Here's what actually matters for a service business trying to show up in local searches in British Columbia.

Google Business Profile First

If you haven't claimed and fully completed your Google Business Profile (formerly Google My Business), that's the single highest-leverage thing you can do today. It's free, it directly controls your appearance in Google Maps and the local pack results, and most small businesses have incomplete or unclaimed profiles.

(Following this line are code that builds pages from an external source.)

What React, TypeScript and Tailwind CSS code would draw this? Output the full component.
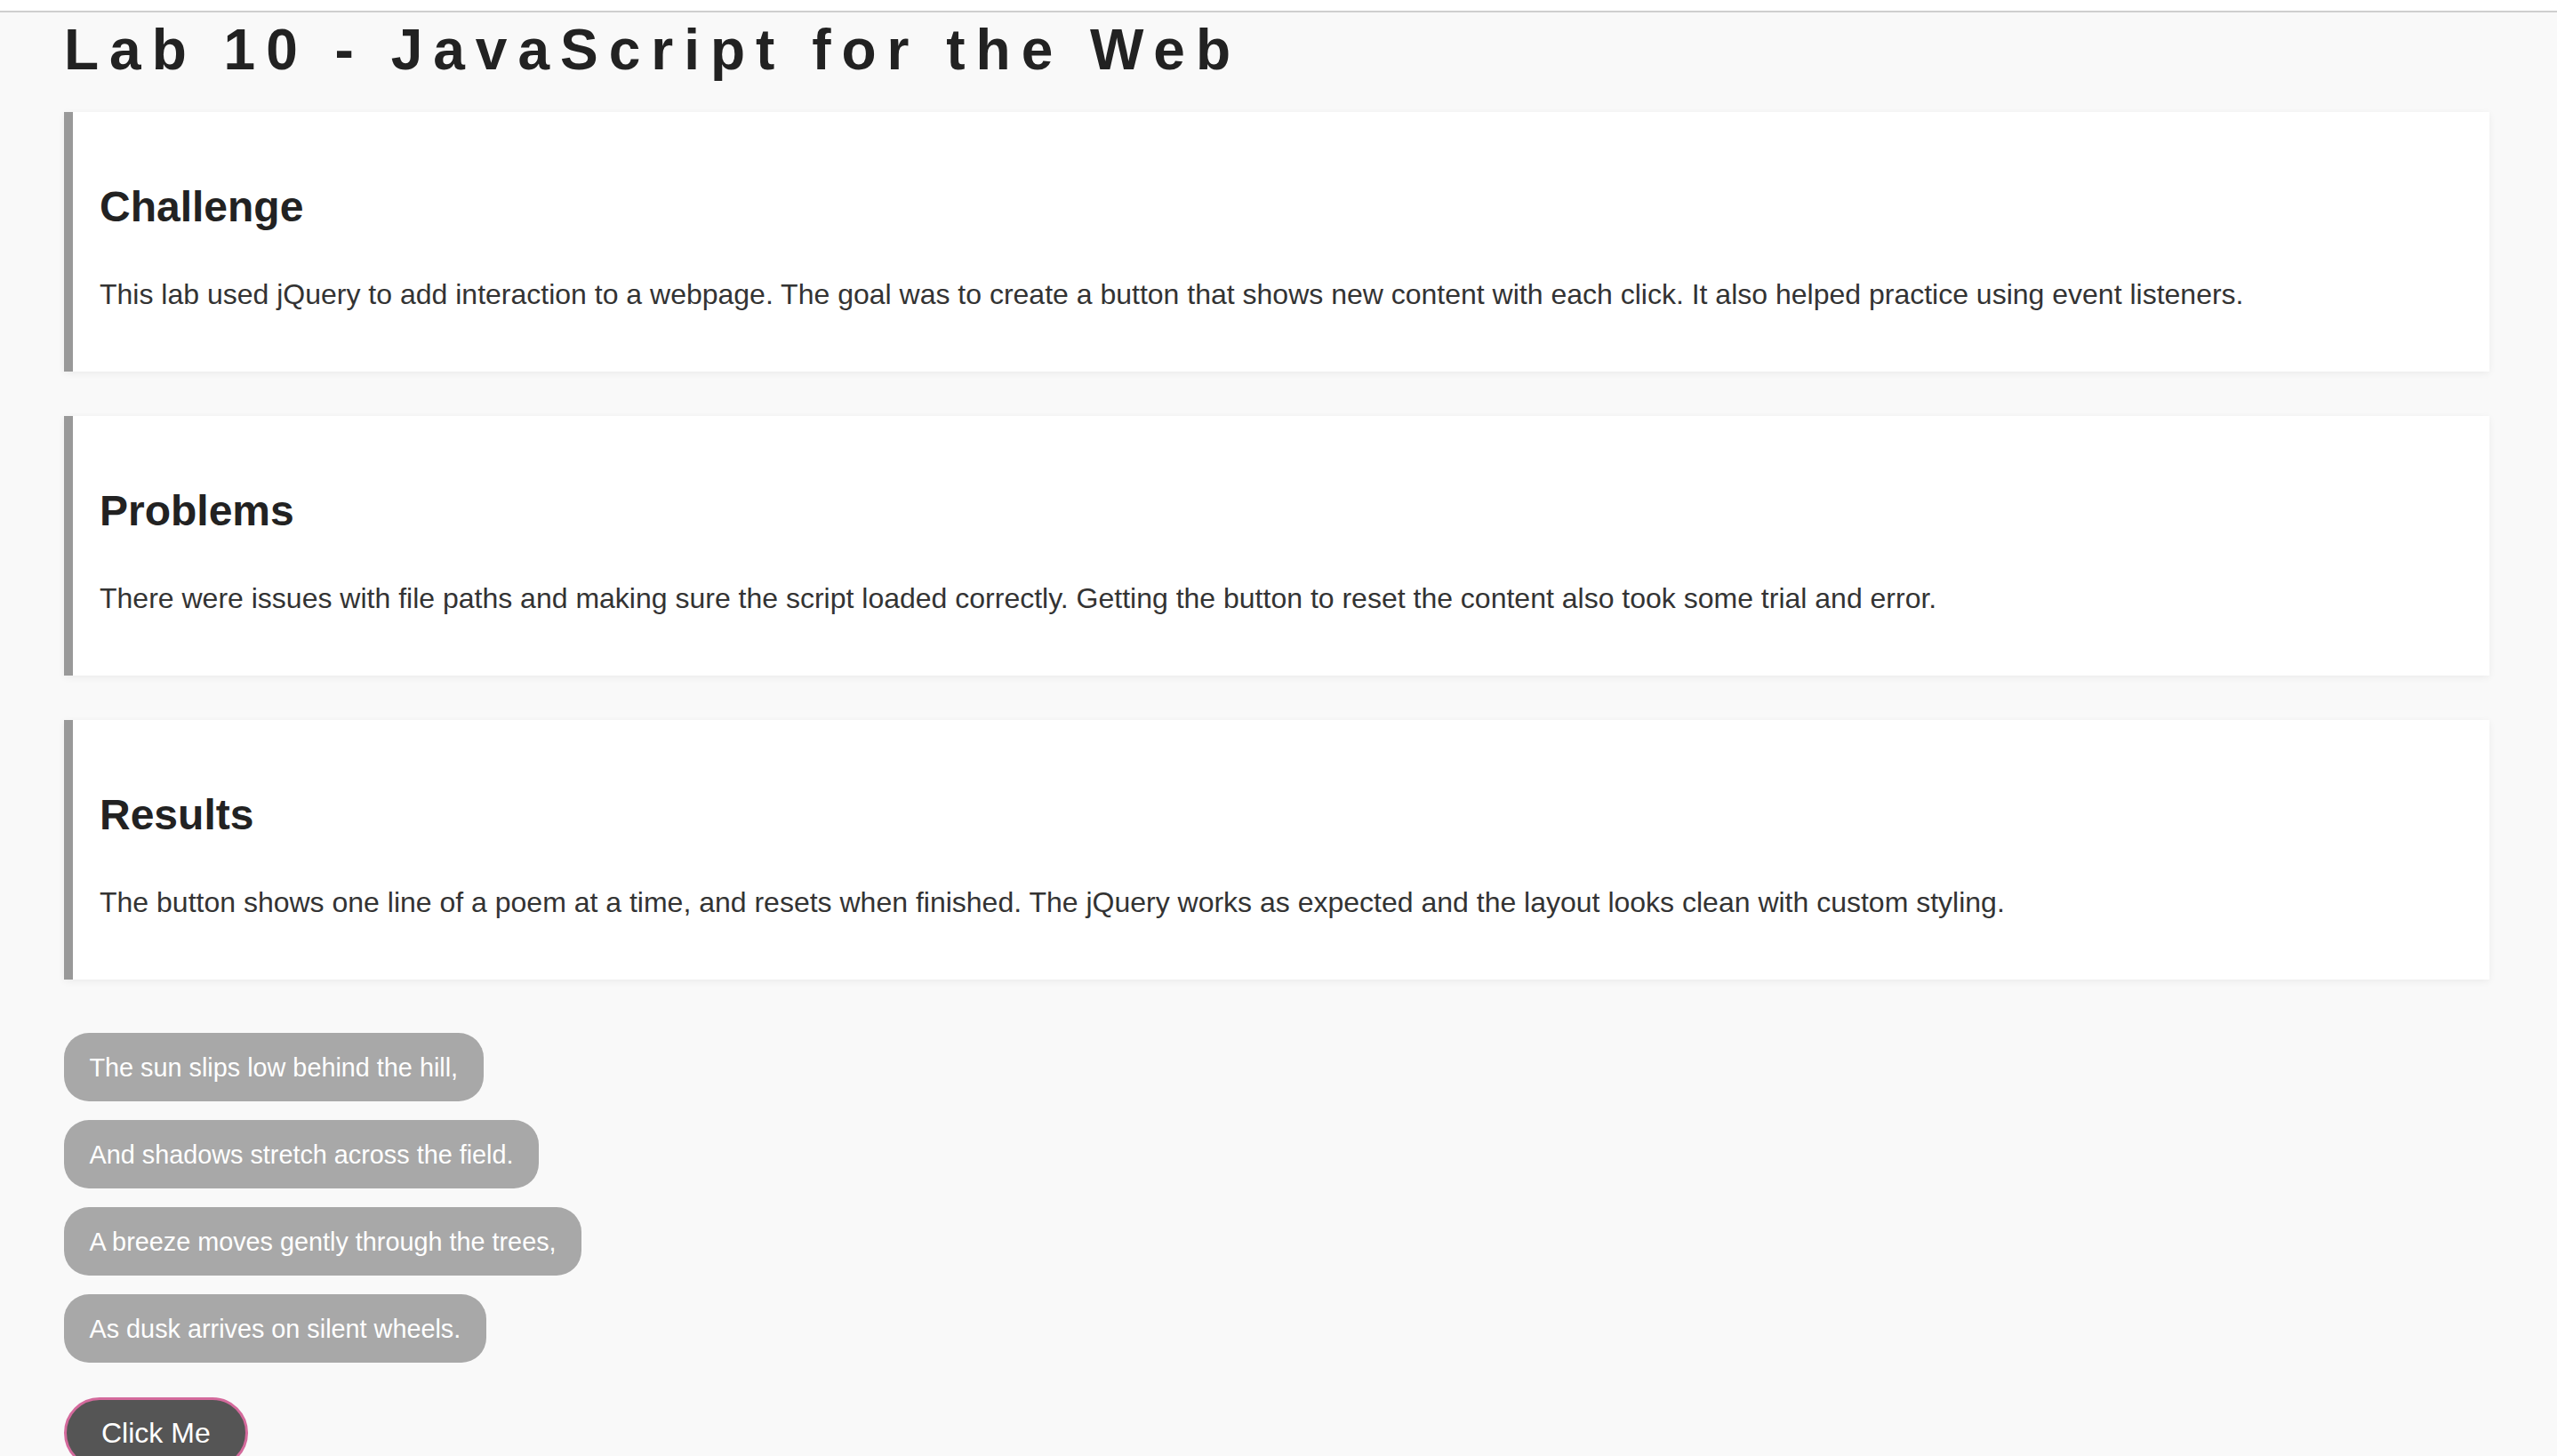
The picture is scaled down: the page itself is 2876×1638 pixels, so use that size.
import React from "react";

const cards = [
  {
    title: "Challenge",
    text: "This lab used jQuery to add interaction to a webpage. The goal was to create a button that shows new content with each click. It also helped practice using event listeners.",
  },
  {
    title: "Problems",
    text: "There were issues with file paths and making sure the script loaded correctly. Getting the button to reset the content also took some trial and error.",
  },
  {
    title: "Results",
    text: "The button shows one line of a poem at a time, and resets when finished. The jQuery works as expected and the layout looks clean with custom styling.",
  },
];

const lines = [
  "The sun slips low behind the hill,",
  "And shadows stretch across the field.",
  "A breeze moves gently through the trees,",
  "As dusk arrives on silent wheels.",
];

export default function App() {
  return (
    <div
      className="min-h-screen bg-[#f9f9f9]"
      style={{ fontFamily: '"Liberation Sans", Arial, Helvetica, sans-serif' }}
    >
      <div className="h-[14px] bg-white border-b-2 border-[#cfcfcf]" />
      <div className="pl-[72px] pr-[76px]">
        <h1 className="mt-[10px] mb-[38px] text-[64px] leading-[64px] font-bold tracking-[12px] text-[#222222] whitespace-nowrap">
          Lab 10 - JavaScript for the Web
        </h1>
        <div className="flex flex-col gap-[50px]">
          {cards.map((c) => (
            <section
              key={c.title}
              className="h-[292px] bg-white border-l-[10px] border-[#999999] pl-[30px] pt-[78px] shadow-[0_2px_8px_rgba(0,0,0,0.06)]"
            >
              <h2 className="text-[48px] leading-[58px] font-bold text-[#222222]">
                {c.title}
              </h2>
              <p className="mt-[45px] text-[32px] leading-[48px] text-[#333333]">
                {c.text}
              </p>
            </section>
          ))}
        </div>
        <div className="mt-[60px] flex flex-col items-start gap-[21px]">
          {lines.map((l) => (
            <div
              key={l}
              className="h-[77px] rounded-[28px] bg-[#a8a8a8] px-[28.5px] py-[14.5px] text-[28.8px] leading-[48px] text-white whitespace-nowrap"
            >
              {l}
            </div>
          ))}
        </div>
        <button className="mt-[39px] rounded-full border-[3px] border-[#d46a9c] bg-[#555555] px-[39px] py-[17px] text-[32px] leading-[40px] text-white">
          Click Me
        </button>
        <div className="h-[40px]" />
      </div>
    </div>
  );
}
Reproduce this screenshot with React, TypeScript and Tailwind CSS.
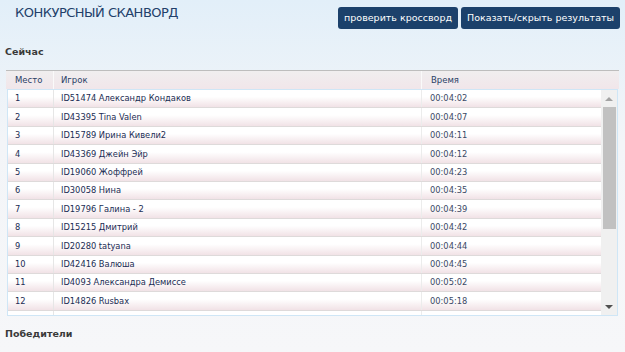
import React from 'react';

const rows = [
  ['1', 'ID51474 Александр Кондаков', '00:04:02'],
  ['2', 'ID43395 Tina Valen', '00:04:07'],
  ['3', 'ID15789 Ирина Кивели2', '00:04:11'],
  ['4', 'ID43369 Джейн Эйр', '00:04:12'],
  ['5', 'ID19060 Жоффрей', '00:04:23'],
  ['6', 'ID30058 Нина', '00:04:35'],
  ['7', 'ID19796 Галина - 2', '00:04:39'],
  ['8', 'ID15215 Дмитрий', '00:04:42'],
  ['9', 'ID20280 tatyana', '00:04:44'],
  ['10', 'ID42416 Валюша', '00:04:45'],
  ['11', 'ID4093 Александра Демиссе', '00:05:02'],
  ['12', 'ID14826 Rusbax', '00:05:18'],
  ['', '', ''],
];

function Button({ children }: { children: React.ReactNode }) {
  return (
    <button className="h-[22px] px-[6px] rounded-[3px] bg-[#1c416b] text-white text-[9.5px] leading-[22px]">
      {children}
    </button>
  );
}

export default function App() {
  return (
    <div
      className="w-[625px] h-[352px] overflow-hidden bg-gradient-to-b from-[#e2eff9] via-[#f3f5f8] via-40% to-[#f6f7f9] text-[#1b2d54]"
      style={{ fontFamily: '"DejaVu Sans", Verdana, sans-serif' }}
    >
      <div className="flex items-start justify-between pl-[15px] pr-[5px] pt-[7px]">
        <h1 className="text-[13px] leading-[16px] mt-[-2px] text-[#22406a] tracking-[-0.5px]">КОНКУРСНЫЙ СКАНВОРД</h1>
        <div className="flex gap-[3px]">
          <Button>проверить кроссворд</Button>
          <Button>Показать/скрыть результаты</Button>
        </div>
      </div>

      <h2 className="mt-[16px] ml-[5px] text-[9.5px] leading-[14px] font-bold text-[#3a3a3a]">Сейчас</h2>

      <div className="ml-[6px] mr-[6px] mt-[11px]">
        <div className="flex h-[19px] items-center border-t border-[#bdbdbd] bg-gradient-to-b from-[#f0eeef] to-[#f1e6ea] text-[8.5px] text-[#2a3f66]">
          <div className="w-[48px] h-full flex items-center pl-[9px] border-r border-[#fafafa]">Место</div>
          <div className="w-[368px] h-full flex items-center pl-[7px] border-r border-[#fafafa]">Игрок</div>
          <div className="flex-1 h-full flex items-center pl-[9px]">Время</div>
        </div>
        <div className="ml-[1px] mr-[1px] h-[227px] border border-[#cfe6f6] flex overflow-hidden">
          <div className="flex-1 overflow-hidden">
            {rows.map((r, i) => (
              <div
                key={i}
                className="flex h-[18.4px] items-center border-b border-[#dedada] bg-gradient-to-b from-white from-40% to-[#f1e2e6] text-[8.3px]"
              >
                <div className="w-[46px] h-full flex items-center pl-[7px] border-r border-[#e6e6e6]">{r[0]}</div>
                <div className="w-[368px] h-full flex items-center pl-[7px] border-r border-[#ececec]">{r[1]}</div>
                <div className="flex-1 h-full flex items-center pl-[8px] text-[#3b4a66]">{r[2]}</div>
              </div>
            ))}
          </div>
          <div className="w-[16px] bg-[#f0f0f0] flex flex-col items-center pt-[7px] pb-[6px]">
            <div className="w-0 h-0 border-l-[4px] border-r-[4px] border-b-[4px] border-l-transparent border-r-transparent border-b-[#a3a3a3]" />
            <div className="mt-[6px] w-[13px] h-[122px] bg-[#c1c1c1] ml-[1px]" />
            <div className="flex-1" />
            <div className="w-0 h-0 border-l-[4px] border-r-[4px] border-t-[4px] border-l-transparent border-r-transparent border-t-[#505050]" />
          </div>
        </div>
      </div>

      <h2 className="mt-[11px] ml-[5px] text-[9.5px] leading-[14px] font-bold text-[#3a3a3a]">Победители</h2>
    </div>
  );
}
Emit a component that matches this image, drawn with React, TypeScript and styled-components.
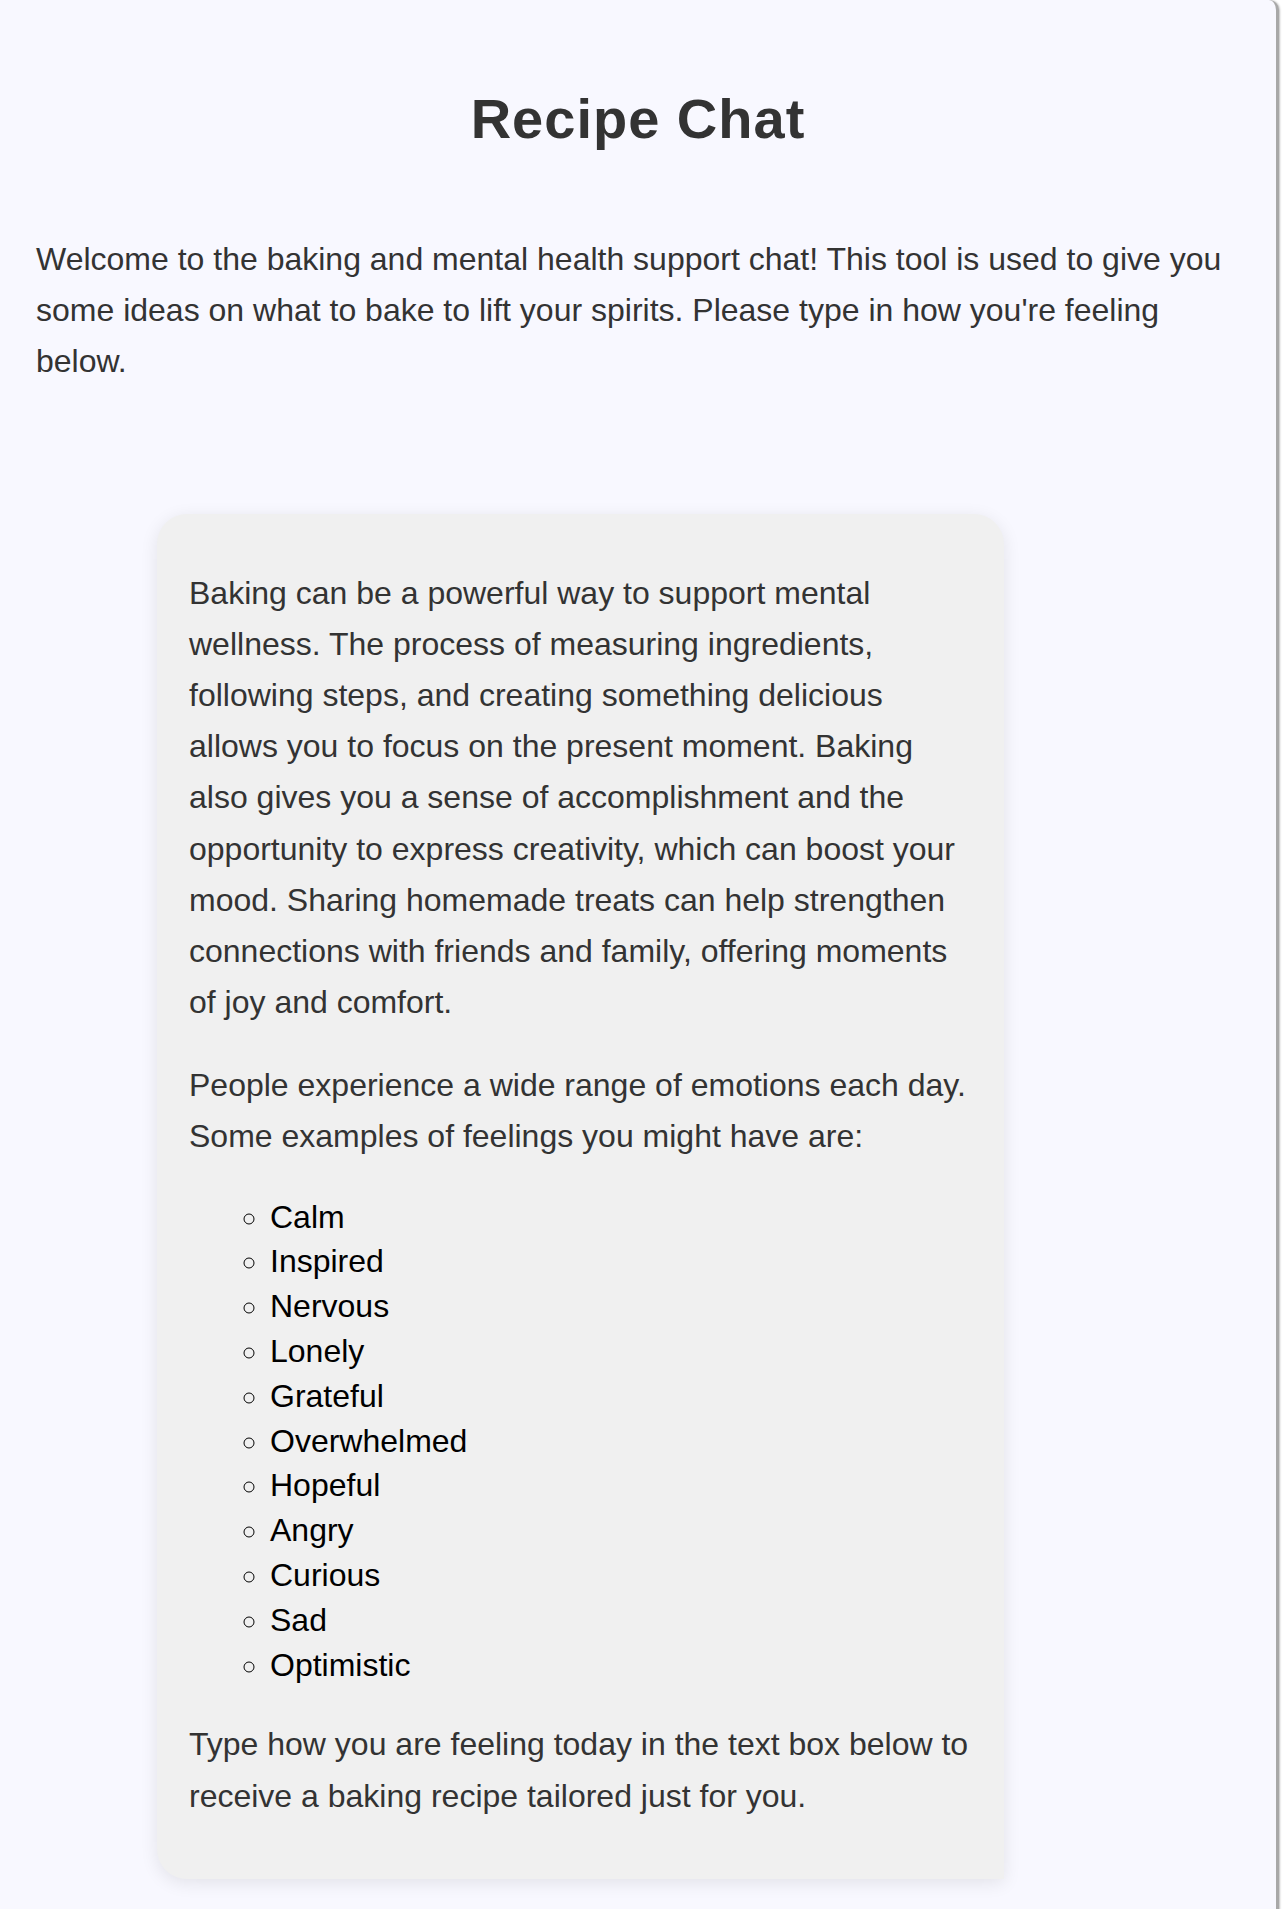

  • Add every service you offer — Google uses this for matching search queries
  • Upload recent photos of your work, your team, and your space
  • Set your service area accurately
  • Respond to every review — positive and negative
  • Post updates at least twice a month to signal an active business

On-Page Signals That Matter

Your website needs to clearly tell Google where you operate and what you do. That means:

  • Your city and region in your page titles and headings (e.g., 'Plumbing Services in Nanaimo, BC')
  • A dedicated page for each major service area if you serve multiple communities
  • Your NAP (Name, Address, Phone) consistent across your site and Google Business Profile
  • Embedded Google Map on your contact page
  • Schema markup for LocalBusiness — a small technical addition with meaningful SEO impact

Consistency matters. If your address appears three different ways across your website, Google Business Profile, and directory listings, that inconsistency hurts your local ranking.

Reviews Are a Ranking Factor

The quantity and recency of your Google reviews directly affects your local ranking. A business with 40 reviews from the past year outranks one with 200 reviews from five years ago, all else being equal.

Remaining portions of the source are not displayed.